Dear Sister | Teen Ink

Dear Sister

March 18, 2015
By asmae SILVER, Oakland, New Jersey
asmae SILVER, Oakland, New Jersey
5 articles 0 photos 0 comments

A girl walked into her room. She was dressed in all black and her cheeks were trailing with tears. She wanted to throw something. She wanted to scream at someone. She wanted to let her emotions run free, but she could not. She was scared of what people would think. She was scared of what she would become if she did. She has to contain her emotions, so everyone would think that she is fine. So that she does not turn into the monster she knows she can become. There must be another way to let her sorrows run free, to rid herself of the pain. Maybe if her feelings were written she would not have to pretend like everything is okay. She rummaged through an old box she hid in her closet. At last she found what she was looking for, her childhood diary. She opened to a blank pink page with a floral border and lowered her shaking hand down to the page, and in the black ink emitting from her pen she began to write:
Dear Sister,
I cannot hold my feelings in forever, but I also cannot let them out into the real world. You, will be there for me when I need someone to talk to. You will understand me. You will know every detail about me. You will be a part of me that no one would know about. Everything written in you will remain between us not a living or dead soul will ever know. This will be as if you are still alive, like you never left me alone. Let us begin with this painstakingly dreadful day. It all began with your funeral.
You were driving home late from a friend’s house when your life was taken from you. That was about a week ago. I remember going to the accident site and just seeing red. There was so much blood. Then when I saw you lying in your hospital bed, your  skin paler than the bed sheets covering your body. The doctors gave me a glimpse of hope. They told me that you were in a coma, that you were still alive, that you would wake up at some point in time. I thought that I would have you back again. Two days later I was sitting in your hospital room and the little spikes on the heart monitor fell flat. You had left this world once and for all. At the funeral, all these people came who pretended to know you. They barely even knew your name, but they were mourning with their friends as if they lost the closest person to them, which I did. They don’t know what it feels like, to feel this dead inside. I do not mind if they were sad, but to pretend that they knew you well is just sick. I lost my best friend. You were the person who I knew was going to be by my side for my entire life and now you are gone. I had to speak about you at the funeral. I wanted to say the truth to all the attendees who knew nothing about you.

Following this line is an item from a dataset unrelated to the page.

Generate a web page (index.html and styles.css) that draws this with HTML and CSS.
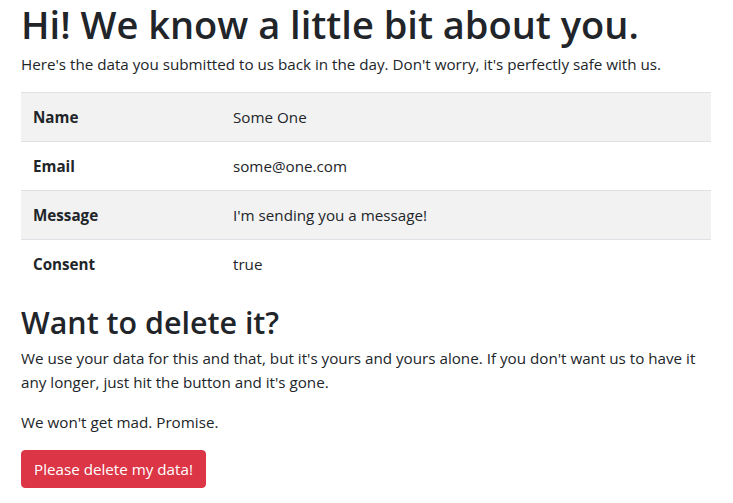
FILE: index.html
```html
<!DOCTYPE html>
<html lang="en">
<head>
<meta charset="utf-8">
<title>Your data</title>
<link rel="stylesheet" href="styles.css">
</head>
<body>
<main class="page">
  <h1 class="title">Hi! We know a little bit about you.</h1>
  <p class="text">Here's the data you submitted to us back in the day. Don't worry, it's perfectly safe with us.</p>
  <table class="data">
    <tbody>
      <tr class="odd"><th>Name</th><td>Some One</td></tr>
      <tr><th>Email</th><td>some@one.com</td></tr>
      <tr class="odd"><th>Message</th><td>I'm sending you a message!</td></tr>
      <tr><th>Consent</th><td>true</td></tr>
    </tbody>
  </table>
  <h2 class="subtitle">Want to delete it?</h2>
  <p class="text">We use your data for this and that, but it's yours and yours alone. If you don't want us to have it any longer, just hit the button and it's gone.</p>
  <p class="text">We won't get mad. Promise.</p>
  <button class="btn-danger" type="button">Please delete my data!</button>
</main>
</body>
</html>
```
FILE: styles.css
```css
html, body {
  margin: 0;
  padding: 0;
  background: #fff;
}
body {
  font-family: "Open Sans", "Noto Sans", sans-serif;
  font-size: 15.2px;
  line-height: 24px;
  color: #212529;
}
.page {
  padding: 0 22px 0 21px;
}
.title {
  font-size: 38px;
  line-height: 48px;
  font-weight: 600;
  margin: 0 0 4px;
}
.subtitle {
  font-size: 30.4px;
  line-height: 38px;
  font-weight: 600;
  margin: 16px 0 4px;
}
.text {
  margin: 0 0 16px;
}
.data {
  width: 100%;
  border-collapse: collapse;
  margin: 0;
}
.data th, .data td {
  text-align: left;
  padding: 12px;
  border-top: 1px solid #dee2e6;
  vertical-align: top;
}
.data th {
  width: 176px;
  font-weight: 700;
}
.data .odd {
  background: #f2f2f2;
}
.btn-danger {
  font-family: inherit;
  font-size: 15.2px;
  line-height: 24px;
  color: #fff;
  background: #dc3545;
  border: 1px solid #dc3545;
  border-radius: 4px;
  padding: 6px 12px;
  cursor: pointer;
}
```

I wanted to tell them that you had left this world too young. Your life was not fulfilled, you were supposed to graduate college, get a job, find love, and grow old, but instead you are a lifeless corpse buried six feet under the ground. I told them about how great of a person you were and how much you would be missed, a typical funeral speech just to satisfy the masses and shield them from the brutal truth. I want my sister back, but that could never happen. That is why I look to you, you are another form of my sister. I need you to help me move on from your death so I can live a normal life again. So that I would go days without feeling the sympathy of all the people I speak with everyday. So I can let all the hatred and sadness out of my system. So I can be happy again.